Unaccredited schools come in many forms. The problem, from a consumer’s point of view, is that a school can be accredited by a recognized agency, and yet the degree can still be without much value. How can that be?

American Regional Accreditation

The gold standard of accreditation in the US is regional accreditation. Six regional associations are approved by CHEA, the Council on Higher Education Accreditation. These are North Central, Southern, Northwest, Middle States, Western, and New England. Almost all American colleges are accredited by one of these bodies, which follow similar procedures. They accept each other’s degrees and credits. Normally, when people talk about accredited schools, they mean schools accredited by one of these organizations.

CHEA recognizes other accrediting organizations that accredit Bible schools, trade schools, and other types of schools. Colleges and universities recognized by the regional accrediting bodies take a variety of positions with respect to the credits issued by these other types of colleges that have been accredited by these other agencies.
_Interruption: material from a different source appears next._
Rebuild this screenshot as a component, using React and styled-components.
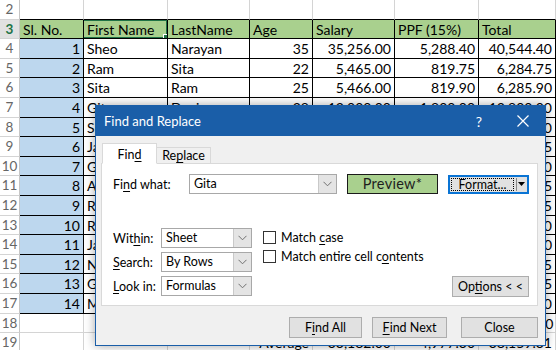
import React from "react";
import styled, { createGlobalStyle } from "styled-components";

const GlobalStyle = createGlobalStyle`
  html, body { margin: 0; padding: 0; background: #fff; overflow: hidden; }
`;

const COLS = [20, 64, 84, 82, 63, 82, 84, 77];
const GRID = "#d4d4d4";

const header = ["Sl. No.", "First Name", "LastName", "Age", "Salary", "PPF (15%)", "Total"];
const people = [
  ["Sheo", "Narayan", "35", "35,256.00", "5,288.40", "40,544.40"],
  ["Ram", "Sita", "22", "5,465.00", "819.75", "6,284.75"],
  ["Sita", "Ram", "25", "5,466.00", "819.90", "6,285.90"],
  ["Gita", "Devi", "28", "12,000.00", "1,800.00", "13,800.00"],
  ["Shyam", "Lal", "30", "20,000.00", "3,000.00", "23,000.00"],
  ["Jaya", "Prada", "27", "8,455.00", "1,268.25", "9,723.25"],
  ["Gopal", "Das", "41", "14,000.00", "2,100.00", "16,100.00"],
  ["Anil", "Kumar", "33", "7,255.00", "1,088.25", "8,343.25"],
  ["Ravi", "Shankar", "29", "9,125.00", "1,368.75", "10,493.75"],
  ["Rohit", "Verma", "38", "18,000.00", "2,700.00", "20,700.00"],
  ["Jatin", "Mehta", "24", "6,600.00", "990.00", "7,590.00"],
  ["Neha", "Singh", "26", "11,235.00", "1,685.25", "12,920.25"],
  ["Geeta", "Rani", "31", "5,555.00", "833.25", "6,388.25"],
  ["Mohan", "Lal", "45", "15,000.00", "2,250.00", "17,250.00"],
];

const buildRows = () => {
  const rows = [];
  rows.push({ n: 2, cells: ["", "", "", "", "", "", ""] });
  rows.push({ n: 3, cells: header, head: true });
  people.forEach((p, i) => rows.push({ n: i + 4, cells: [String(i + 1), ...p] }));
  rows.push({ n: 18, cells: ["", "", "", "", "", "", "250,446.00"] });
  rows.push({ n: 19, cells: ["", "", "", "Average", "33,182.00", "4,977.30", "38,159.31"] });
  return rows;
};

const inTable = (r, c) => r >= 3 && r <= 17 && c >= 1 && c <= 7;

const Page = styled.div`
  position: relative;
  width: 556px;
  height: 350px;
  overflow: hidden;
  background: #fff;
`;

const Sheet = styled.div`
  display: grid;
  grid-template-columns: ${COLS.map((w) => `${w}px`).join(" ")};
  grid-auto-rows: 19.6px;
  font-family: Lato, "Liberation Sans", sans-serif;
  font-size: 14px;
  color: #000;
`;

const Cell = styled.div`
  position: relative;
  box-sizing: border-box;
  border-right: 1px solid ${(p) => p.$right};
  border-bottom: 1px solid ${(p) => p.$bottom};
  background: ${(p) => p.$fill || "#fff"};
  text-align: ${(p) => p.$align || "left"};
  padding: 1px 3px 0;
  line-height: 18.6px;
  white-space: nowrap;
  overflow: hidden;
`;

const RowHead = styled.div`
  box-sizing: border-box;
  border-right: 1px solid #c6c6c6;
  border-bottom: 1px solid ${GRID};
  background: ${(p) => (p.$active ? "#e1e1e1" : "#fff")};
  color: ${(p) => (p.$active ? "#217346" : "#666")};
  font-weight: ${(p) => (p.$active ? 700 : 400)};
  font-size: 13.5px;
  text-align: center;
  line-height: 18.6px;
`;

const Selection = styled.div`
  position: absolute;
  inset: -1px -1px -1px -2px;
  border: 2px solid #217346;
  pointer-events: none;
  &::after {
    content: "";
    position: absolute;
    right: -4px;
    bottom: -4px;
    width: 5px;
    height: 5px;
    background: #217346;
    border: 1px solid #fff;
  }
`;

/* ---------- dialog ---------- */

const Dialog = styled.div`
  position: absolute;
  left: 95px;
  top: 105px;
  width: 451px;
  height: 241px;
  box-sizing: border-box;
  border: 1px solid #1a5ea8;
  background: #f0f0f0;
  box-shadow: 0 0 10px rgba(0, 0, 0, 0.35);
  font-family: Lato, "Liberation Sans", sans-serif;
  font-size: 12.5px;
  color: #000;
  display: flex;
  flex-direction: column;
`;

const TitleBar = styled.div`
  display: flex;
  align-items: center;
  height: 30px;
  background: #1a5ea8;
  color: #fff;
  padding-left: 8px;
  font-size: 13px;
`;

const TitleText = styled.div`
  flex: 1;
`;

const TitleButton = styled.div`
  width: 44px;
  height: 30px;
  display: flex;
  align-items: center;
  justify-content: center;
  font-size: 14px;
`;

const Body = styled.div`
  flex: 1;
  display: flex;
  flex-direction: column;
  padding: 7px 7px 0 5px;
`;

const Tabs = styled.div`
  display: flex;
  align-items: flex-end;
  margin-left: 1px;
  height: 21px;
  position: relative;
  z-index: 1;
`;

const Tab = styled.div`
  box-sizing: border-box;
  width: ${(p) => p.$w}px;
  height: ${(p) => (p.$active ? 21 : 17)}px;
  border: 1px solid #d9d9d9;
  border-bottom: ${(p) => (p.$active ? "1px solid #fff" : "1px solid #d9d9d9")};
  border-left: ${(p) => (p.$active ? "1px solid #d9d9d9" : "none")};
  background: ${(p) => (p.$active ? "#fff" : "#f0f0f0")};
  display: flex;
  align-items: center;
  justify-content: center;
  padding-top: ${(p) => (p.$active ? 2 : 0)}px;
`;

const Panel = styled.div`
  box-sizing: border-box;
  width: 437px;
  height: 143px;
  margin-top: -1px;
  border: 1px solid #d9d9d9;
  background: #fff;
  padding: 10px 8px 0 11px;
  display: flex;
  flex-direction: column;
`;

const FindRow = styled.div`
  display: flex;
  align-items: center;
  height: 20px;
`;

const Label = styled.div`
  width: ${(p) => p.$w}px;
  flex-shrink: 0;
`;

const Combo = styled.div`
  box-sizing: border-box;
  width: ${(p) => p.$w}px;
  height: 20px;
  border: 1px solid #a8a8a8;
  background: #fff;
  display: flex;
  align-items: stretch;
`;

const ComboText = styled.div`
  flex: 1;
  padding-left: 4px;
  line-height: 18px;
`;

const DropButton = styled.div`
  width: 17px;
  background: #e4e4e4;
  border-left: 1px solid #c9c9c9;
  display: flex;
  align-items: center;
  justify-content: center;
`;

const Preview = styled.div`
  box-sizing: border-box;
  width: 91px;
  height: 20px;
  margin-left: 10px;
  border: 1px solid #1a1a1a;
  background: #a9d08e;
  font-size: 14.5px;
  color: #1e1e1e;
  text-align: center;
  line-height: 18px;
  letter-spacing: 0.3px;
`;

const FormatButton = styled.div`
  box-sizing: border-box;
  width: 81px;
  height: 19px;
  margin-left: 10px;
  border: 2px solid #0a74d4;
  background: #e1e1e1;
  display: flex;
  align-items: stretch;
  padding: 1px;
`;

const FormatMain = styled.div`
  flex: 1;
  border: 1px dotted #000;
  text-align: center;
  line-height: 11px;
`;

const FormatArrow = styled.div`
  width: 9px;
  border-left: 1px solid #888;
  margin-left: 2px;
  display: flex;
  align-items: center;
  justify-content: center;
`;

const OptionsArea = styled.div`
  display: flex;
  margin-top: 34px;
`;

const SelectCol = styled.div`
  display: flex;
  flex-direction: column;
  gap: 4px;
`;

const CheckCol = styled.div`
  display: flex;
  flex-direction: column;
  gap: 6px;
  margin-left: 11px;
  padding-top: 3px;
`;

const CheckRow = styled.div`
  display: flex;
  align-items: center;
  gap: 5px;
  height: 13px;
`;

const Box = styled.div`
  box-sizing: border-box;
  width: 13px;
  height: 13px;
  border: 1px solid #333;
  background: #fff;
`;

const Button = styled.div`
  box-sizing: border-box;
  width: ${(p) => p.$w}px;
  height: 21px;
  border: 1px solid #adadad;
  background: #e1e1e1;
  text-align: center;
  line-height: 19px;
  margin-left: ${(p) => p.$ml || 0}px;
`;

const OptionsButton = styled(Button)`
  align-self: flex-end;
  margin-left: auto;
  margin-bottom: -1px;
`;

const Footer = styled.div`
  display: flex;
  justify-content: flex-end;
  width: 437px;
  margin-top: 11px;
`;

const U = styled.span`
  text-decoration: underline;
  text-underline-offset: 2px;
`;

const Chevron = () => (
  <svg width="9" height="6" viewBox="0 0 9 6">
    <polyline points="0.5,0.8 4.5,4.8 8.5,0.8" fill="none" stroke="#707070" strokeWidth="1" />
  </svg>
);

const SplitArrow = () => (
  <svg width="7" height="4" viewBox="0 0 7 4">
    <polygon points="0,0 7,0 3.5,4" fill="#000" />
  </svg>
);

const CloseIcon = () => (
  <svg width="12" height="12" viewBox="0 0 12 12">
    <path d="M0.5 0.5 L11.5 11.5 M11.5 0.5 L0.5 11.5" stroke="#fff" strokeWidth="1.2" />
  </svg>
);

const SelectBox = ({ label, value }) => (
  <FindRow>
    <Label $w={48}>{label}</Label>
    <Combo $w={91}>
      <ComboText>{value}</ComboText>
      <DropButton><Chevron /></DropButton>
    </Combo>
  </FindRow>
);

const FindReplaceDialog = () => (
  <Dialog>
    <TitleBar>
      <TitleText>Find and Replace</TitleText>
      <TitleButton>?</TitleButton>
      <TitleButton><CloseIcon /></TitleButton>
    </TitleBar>
    <Body>
      <Tabs>
        <Tab $active $w={55}><span>Fin<U>d</U></span></Tab>
        <Tab $w={54}><span>Re<U>p</U>lace</span></Tab>
      </Tabs>
      <Panel>
        <FindRow>
          <Label $w={76}>Fi<U>n</U>d what:</Label>
          <Combo $w={148}>
            <ComboText>Gita</ComboText>
            <DropButton><Chevron /></DropButton>
          </Combo>
          <Preview>Preview*</Preview>
          <FormatButton>
            <FormatMain>Format...</FormatMain>
            <FormatArrow><SplitArrow /></FormatArrow>
          </FormatButton>
        </FindRow>
        <OptionsArea>
          <SelectCol>
            <SelectBox label={<>Wit<U>h</U>in:</>} value="Sheet" />
            <SelectBox label={<><U>S</U>earch:</>} value="By Rows" />
            <SelectBox label={<><U>L</U>ook in:</>} value="Formulas" />
          </SelectCol>
          <CheckCol>
            <CheckRow><Box /><span>Match <U>c</U>ase</span></CheckRow>
            <CheckRow><Box /><span>Match entire cell c<U>o</U>ntents</span></CheckRow>
          </CheckCol>
          <OptionsButton $w={77}>Op<U>t</U>ions &lt; &lt;</OptionsButton>
        </OptionsArea>
      </Panel>
      <Footer>
        <Button $w={73}>F<U>i</U>nd All</Button>
        <Button $w={75} $ml={10}><U>F</U>ind Next</Button>
        <Button $w={77} $ml={14}>Close</Button>
      </Footer>
    </Body>
  </Dialog>
);

export default function App() {
  const rows = buildRows();
  return (
    <Page>
      <GlobalStyle />
      <Sheet>
        {rows.map((row) => (
          <React.Fragment key={row.n}>
            <RowHead $active={row.n === 3}>{row.n}</RowHead>
            {row.cells.map((text, i) => {
              const c = i + 1;
              const r = row.n;
              const right = inTable(r, c) || inTable(r, c + 1) ? "#000" : GRID;
              const bottom = inTable(r, c) || inTable(r + 1, c) ? "#000" : GRID;
              let fill;
              if (row.head) fill = "#a9d08e";
              else if (c === 1 && inTable(r, c)) fill = "#bdd7ee";
              const align = row.head || c === 2 || c === 3 ? "left" : "right";
              return (
                <Cell key={c} $right={right} $bottom={bottom} $fill={fill} $align={align}>
                  {text}
                  {r === 3 && c === 2 && <Selection />}
                </Cell>
              );
            })}
          </React.Fragment>
        ))}
      </Sheet>
      <FindReplaceDialog />
    </Page>
  );
}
Some regionally accredited colleges keep lists of Bible schools they respect and will take their credits directly. Other regionally accredited schools will accept such credits provisionally, based on the performance of a student in his or her first year of work.
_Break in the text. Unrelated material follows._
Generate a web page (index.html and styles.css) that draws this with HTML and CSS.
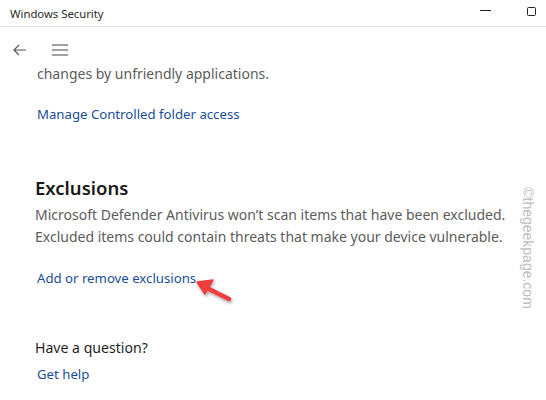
FILE: index.html
```html
<!DOCTYPE html>
<html>
<head>
<meta charset="utf-8">
<link rel="stylesheet" href="styles.css">
</head>
<body>
<div class="window">
  <div class="titlebar">
    <span class="title">Windows Security</span>
    <svg class="controls" width="70" height="26" viewBox="0 0 70 26">
      <rect x="13" y="10" width="11" height="1" fill="#222"/>
      <rect x="60.5" y="7.5" width="8" height="8" rx="1" fill="none" stroke="#222" stroke-width="1"/>
    </svg>
  </div>
  <div class="nav">
    <svg class="back" width="14" height="12" viewBox="0 0 14 12"><path d="M6 1 L1 6 L6 11 M1 6 H13" fill="none" stroke="#555" stroke-width="1.2"/></svg>
    <svg class="menu" width="16" height="12" viewBox="0 0 16 12"><path d="M0 1 H16 M0 6 H16 M0 11 H16" fill="none" stroke="#444" stroke-width="1.1"/></svg>
  </div>
  <div class="content">
    <p class="desc first">changes by unfriendly applications.</p>
    <a class="link l1">Manage Controlled folder access</a>
    <h2 class="heading">Exclusions</h2>
    <p class="desc d2">Microsoft Defender Antivirus won’t scan items that have been excluded.<br>Excluded items could contain threats that make your device vulnerable.</p>
    <a class="link l2">Add or remove exclusions</a>
    <p class="question">Have a question?</p>
    <a class="link l3">Get help</a>
  </div>
  <div class="watermark">©thegeekpage.com</div>
  <svg class="arrow" width="546" height="400" viewBox="0 0 546 400">
    <defs>
      <filter id="sh" x="-50%" y="-50%" width="200%" height="200%">
        <feDropShadow dx="1" dy="2" stdDeviation="1.5" flood-color="#000" flood-opacity="0.35"/>
      </filter>
    </defs>
    <g filter="url(#sh)">
      <path d="M229 299 L207 288" stroke="#f03c3c" stroke-width="4.5" stroke-linecap="round"/>
      <path d="M197 282 L213 280 L205 294 Z" fill="#f03c3c" stroke="#f03c3c" stroke-width="1.5" stroke-linejoin="round"/>
    </g>
  </svg>
</div>
</body>
</html>
```
FILE: styles.css
```css
html, body {
  margin: 0;
  padding: 0;
  background: #ffffff;
}
.window {
  position: relative;
  width: 546px;
  height: 400px;
  overflow: hidden;
  font-family: "Noto Sans", "Open Sans", sans-serif;
}
.titlebar {
  height: 26px;
  border-bottom: 1px solid #e6e6e6;
  display: flex;
  align-items: center;
  justify-content: space-between;
  padding-left: 10px;
}
.title {
  font-size: 11.3px;
  color: #2a2a2a;
}
.controls {
  display: block;
  flex: none;
  margin-right: 9px;
}
.nav {
  height: 26px;
  padding-top: 10px;
  display: flex;
  align-items: center;
  padding-left: 13px;
}
.menu {
  margin-left: 25px;
}
.content {
  padding-left: 37px;
}
.desc {
  margin: 0;
  font-size: 14px;
  line-height: 22px;
  color: #5c5c5c;
}
.d2 {
  margin-left: -2px;
  margin-top: 2px;
}
.link {
  display: block;
  font-size: 13.2px;
  line-height: 20px;
  color: #1a4d98;
}
.l1 { margin-top: 19px; }
.l2 { margin-top: 20px; }
.l3 { margin-top: 5px; }
.heading {
  margin: 50px 0 0 -2px;
  font-size: 18.5px;
  line-height: 28px;
  font-weight: 600;
  color: #1a1a1a;
}
.question {
  margin: 49px 0 0 -2px;
  font-size: 14.1px;
  line-height: 22px;
  color: #1f1f1f;
}
.watermark {
  position: absolute;
  left: 528px;
  top: 248px;
  transform: translate(-50%, -50%) rotate(90deg);
  white-space: nowrap;
  font-family: "Liberation Sans", sans-serif;
  font-size: 14px;
  color: #bdbdbd;
}
.arrow {
  position: absolute;
  left: 0;
  top: 0;
  pointer-events: none;
}
```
The big test is whether employers or graduate schools will recognize your education. You can read the CHEA website for more wisdom on these issues.
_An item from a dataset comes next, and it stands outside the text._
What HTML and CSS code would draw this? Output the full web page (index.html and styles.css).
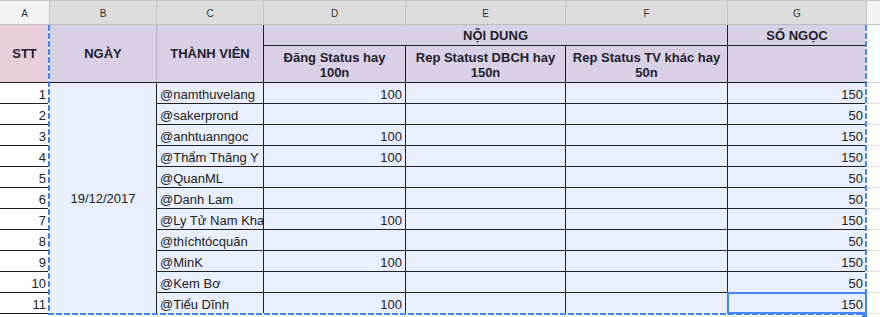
FILE: index.html
```html
<!DOCTYPE html>
<html lang="vi">
<head>
<meta charset="utf-8">
<title>Sheet</title>
<link rel="stylesheet" href="styles.css">
</head>
<body>
<div class="sheet">
  <div class="grid">
    <div class="ch ch-a">A</div>
    <div class="ch ch-sel">B</div>
    <div class="ch ch-sel">C</div>
    <div class="ch ch-sel">D</div>
    <div class="ch ch-sel">E</div>
    <div class="ch ch-sel">F</div>
    <div class="ch ch-sel">G</div>
    <div class="ch ch-h"></div>

    <div class="hd hd-stt span-r2">STT</div>
    <div class="hd hd-b span-r2">NGÀY</div>
    <div class="hd hd-c span-r2">THÀNH VIÊN</div>
    <div class="hd hd-group">NỘI DUNG</div>
    <div class="hd hd-g1">SỐ NGỌC</div>
    <div class="blank span-r2 blank-head"></div>
    <div class="hd hd-sub">Đăng Status hay<br>100n</div>
    <div class="hd hd-sub">Rep Statust DBCH hay<br>150n</div>
    <div class="hd hd-sub">Rep Status TV khác hay<br>50n</div>
    <div class="hd hd-g2"></div>

    <div class="c num stt">1</div>
    <div class="c date">19/12/2017</div>
    <div class="c txt">@namthuvelang</div>
    <div class="c num">100</div><div class="c"></div><div class="c"></div><div class="c num">150</div>
    <div class="blank"></div>

    <div class="c num stt">2</div>
    <div class="c txt">@sakerprond</div>
    <div class="c num"></div><div class="c"></div><div class="c"></div><div class="c num">50</div>
    <div class="blank"></div>

    <div class="c num stt">3</div>
    <div class="c txt">@anhtuanngoc</div>
    <div class="c num">100</div><div class="c"></div><div class="c"></div><div class="c num">150</div>
    <div class="blank"></div>

    <div class="c num stt">4</div>
    <div class="c txt">@Thẩm Thăng Y</div>
    <div class="c num">100</div><div class="c"></div><div class="c"></div><div class="c num">150</div>
    <div class="blank"></div>

    <div class="c num stt">5</div>
    <div class="c txt">@QuanML</div>
    <div class="c num"></div><div class="c"></div><div class="c"></div><div class="c num">50</div>
    <div class="blank"></div>

    <div class="c num stt">6</div>
    <div class="c txt">@Danh Lam</div>
    <div class="c num"></div><div class="c"></div><div class="c"></div><div class="c num">50</div>
    <div class="blank"></div>

    <div class="c num stt">7</div>
    <div class="c txt">@Ly Tử Nam Kha</div>
    <div class="c num">100</div><div class="c"></div><div class="c"></div><div class="c num">150</div>
    <div class="blank"></div>

    <div class="c num stt">8</div>
    <div class="c txt">@thíchtócquăn</div>
    <div class="c num"></div><div class="c"></div><div class="c"></div><div class="c num">50</div>
    <div class="blank"></div>

    <div class="c num stt">9</div>
    <div class="c txt">@MinK</div>
    <div class="c num">100</div><div class="c"></div><div class="c"></div><div class="c num">150</div>
    <div class="blank"></div>

    <div class="c num stt">10</div>
    <div class="c txt">@Kem Bơ</div>
    <div class="c num"></div><div class="c"></div><div class="c"></div><div class="c num">50</div>
    <div class="blank"></div>

    <div class="c num stt">11</div>
    <div class="c txt">@Tiểu Dĩnh</div>
    <div class="c num">100</div><div class="c"></div><div class="c"></div><div class="c num">150</div>
    <div class="blank"></div>
  </div>

  <div class="marquee"></div>
  <div class="active"></div>
  <div class="handle"></div>
</div>
</body>
</html>
```

FILE: styles.css
```css
html, body {
  margin: 0;
  padding: 0;
  background: #fff;
}

body {
  width: 880px;
  height: 317px;
  overflow: hidden;
  font-family: "Liberation Sans", Arial, sans-serif;
  font-size: 13px;
  color: #222;
}

.sheet {
  position: relative;
  width: 880px;
  height: 317px;
  overflow: hidden;
}

.grid {
  display: grid;
  grid-template-columns: 50px 107px 107px 142px 160px 162px 139px 1fr;
  grid-template-rows: 25px 21px 37px repeat(11, 21px);
}

.grid > div {
  box-sizing: border-box;
  overflow: hidden;
  white-space: nowrap;
}

/* column letter headers */
.ch {
  display: flex;
  align-items: center;
  justify-content: center;
  font-size: 10px;
  color: #333;
  border-top: 1px solid #c8c8c8;
  border-bottom: 1px solid #bdbdbd;
  border-right: 1px solid #c4c4c4;
  padding-top: 1px;
}
.ch-a { background: #f3f3f3; }
.ch-sel { background: #dcdcdc; }
.ch-h { background: #f3f3f3; border-right: none; }

/* header cells */
.hd {
  display: flex;
  align-items: center;
  justify-content: center;
  text-align: center;
  font-weight: bold;
  line-height: 15px;
  background: #d9d0e6;
  color: #22222c;
  border-right: 1px solid #222;
  border-bottom: 1px solid #222;
}
.span-r2 { grid-row: span 2; }
.hd-stt { background: #e9cedb; }
.hd-b { border-right-color: #b6aec2; }
.hd-group { grid-column: span 3; }
.hd-sub { padding-top: 1px; }

/* data cells */
.c {
  display: flex;
  align-items: flex-end;
  padding: 0 3px 1px;
  line-height: 15px;
  background: #e9effd;
  border-right: 1px solid #222;
  border-bottom: 1px solid #222;
}
.num { justify-content: flex-end; }
.txt { justify-content: flex-start; }
.stt { background: #fff; }
.date {
  grid-row: span 11;
  align-items: center;
  justify-content: center;
  padding: 0;
}

.blank {
  background: #fff;
  border-bottom: 1px solid #e2e2e2;
}
.blank-head { border-bottom: 1px solid #d0d0d0; }

/* copy marquee over B..G */
.marquee {
  position: absolute;
  left: 48px;
  top: 25px;
  width: 819px;
  height: 290px;
  pointer-events: none;
  background:
    repeating-linear-gradient(to bottom, #4285f4 0 6px, #ffffff 6px 8px) left top / 2px 100% no-repeat,
    repeating-linear-gradient(to bottom, #4285f4 0 6px, #ffffff 6px 8px) right top / 2px 100% no-repeat,
    repeating-linear-gradient(to right, #4285f4 0 6px, #ffffff 6px 8px) left bottom / 100% 2px no-repeat;
}

/* active cell G11 */
.active {
  position: absolute;
  left: 727px;
  top: 292px;
  width: 140px;
  height: 22px;
  box-sizing: border-box;
  border: 2px solid #4285f4;
  pointer-events: none;
}

.handle {
  position: absolute;
  left: 862px;
  top: 312px;
  width: 5px;
  height: 6px;
  background: #4285f4;
}
```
There also exist accrediting agencies that are not recognized by CHEA or by the US federal government. Sometimes a degree mill will operate its own accrediting agency with a suitably noble sounding name. Sometimes unaccredited schools will put up a smoke screen of other credentials.

The smoke screen

Given the scope of this problem, you would think that CHEA and other organizations, such as state education agencies, would provide a constantly updated list of phony schools. They don’t for two reasons: the list changes constantly, and they don’t want the legal hassle.

You should always look for evidence of accreditation by one of the six regional accrediting agencies. If it’s not there, the degree is very likely going to be a problem for employers and useless if you want to apply for graduate study at a regionally accredited college or university.

Unaccredited schools often provide an impressive list of other credentials. Often that list includes approval by a state post-secondary licensing agency. Or a state or city business license. A state license to operate a school is not the same as regional accreditation. This has been a sore issue for decades, because many states have very elementary systems for issuing special business licenses to schools, and those schools sometimes try to pass off that business license as an accreditation. Universities that prey on foreign students are particularly adept at this maneuver.

Why does this matter?

You may be inclined to raise philosophical questions about what constitutes a good education and why certain organizations, with the approval of CHEA, which is approved by the federal government, can rule the roost.

In the end, if you care about education, you can educate yourself. So it should be possible for you to get a good education at any school that actually offers courses that are taught by people with good educations themselves.

College accreditation procedures guarantee that a school has adequate resources and faculty to deliver good courses.

Or to put it very practically, only those schools that are regionally accredited will give you a diploma that will certainly be recognized by good employers and good graduate schools.

Besides, while there may be new colleges that are striving to become regionally accredited and that are doing very good work indeed, there are also total fakes out there and odd places where everyone on the college faculty has the same last name and they have all earned their degrees at that college.

It doesn’t take long to blow the smoke away and determine whether an online school has regional accreditation. Take the time to investigate and don’t be taken in by substitutes.